5. The warhound completely revamps TvP. Currently, TvP works like this: both players expand most of the time, but as army sizes grow, a bio Terran must make sure Protoss isn’t able to get too big of an army, or they’ll get overwhelmed with one big push and be unable to amass an army again in time. Other non-bio late game plays tend to be weak to mobility and Templar, so having Colossi/Stalker/Templar, as well as Chargelot/Archon/Templar both do well when they are able to max and remax. At 200 food, storm isn’t going to do anything against warhounds. Even if they weren’t too fast, they’d be too fat. Roaches are hard to use storm against – and they only have 145 health. Archons are terrible against a fast non-bio unit with range. And though it remains to be seen, I don’t imagine Colossi will have much luck being cost efficient, either (again, thinking of lategame Colossi v Roach).
What does protoss have to deal with warhounds when both armies are maxxed? Two units who almost never see play in lategame PvT – the Immortal and the Void Ray. Chargelots will probably be what most protoss want to use, even though on a supply basis, warhounds win blind and without any micro – they have more health and do more dps – but cost-wise zealots can wreck havoc on warhounds (and warpgate makes leveraging that cost-effectiveness more a reality for toss than terran, as they don’t have to wait for build times and then aggregate their forces manually. And never forget that if Terran loses the warhound army it spent so long building, it’s going to be a long while before another one comes out to play.
The biggest downside of lategame warhounds, it seems to me, is that it may be hard to get to the maxxed scenario with warhounds. It’s like maxxing on Vikings – you can do it, but the things take a long time to make and the structures which make them take a lot of resources to build.

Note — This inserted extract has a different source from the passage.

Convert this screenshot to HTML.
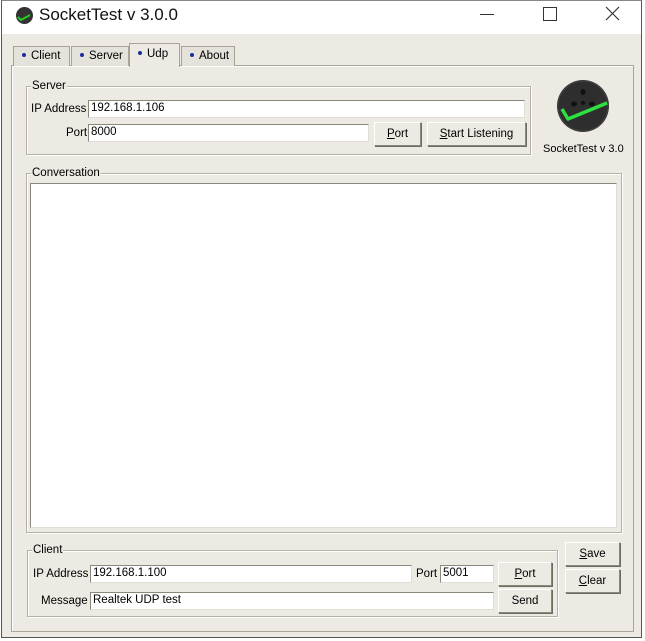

And what about effects on the early game? Without having done it, I’d guess you could time a push slightly later than 2-rax to hit with reactored marines, 2 warhounds and a small pile of SCVs to repair. Sounds like pretty threatening pressure to me – and one that comes too early for Protoss to have zealot charge or immortals (more than 1, anyway). It even will look just like a 1-1-1 when protoss comes to scout it.
6. Slightly less relevant, but it’s also worthwhile to note that the warhound may make a good accompaniment to hellion harassment. It’s similarly mobile, faster than slow roaches and with 3 more range, and with a large enough range to deny creep spread. The question is how effectively they/hellions can stand up to speedlings – that’s one I know I won’t be able to answer until release.
It’s way too early to draw conclusions or talk balance, but it it’s never too early to get excited. Right now, I’m excited for what the warhound could do for Terran. I’m also intrigued by their implementation of this unit. Maybe they’re just starting the warhound out strong and then toning it down. But if not, is it possible that they’re acknowledging certain circumstances where cost-effectiveness or supply effectiveness seems null – and a “backbone” unit just really needs both? Will they apply this knowledge to the alteration of any WoL units?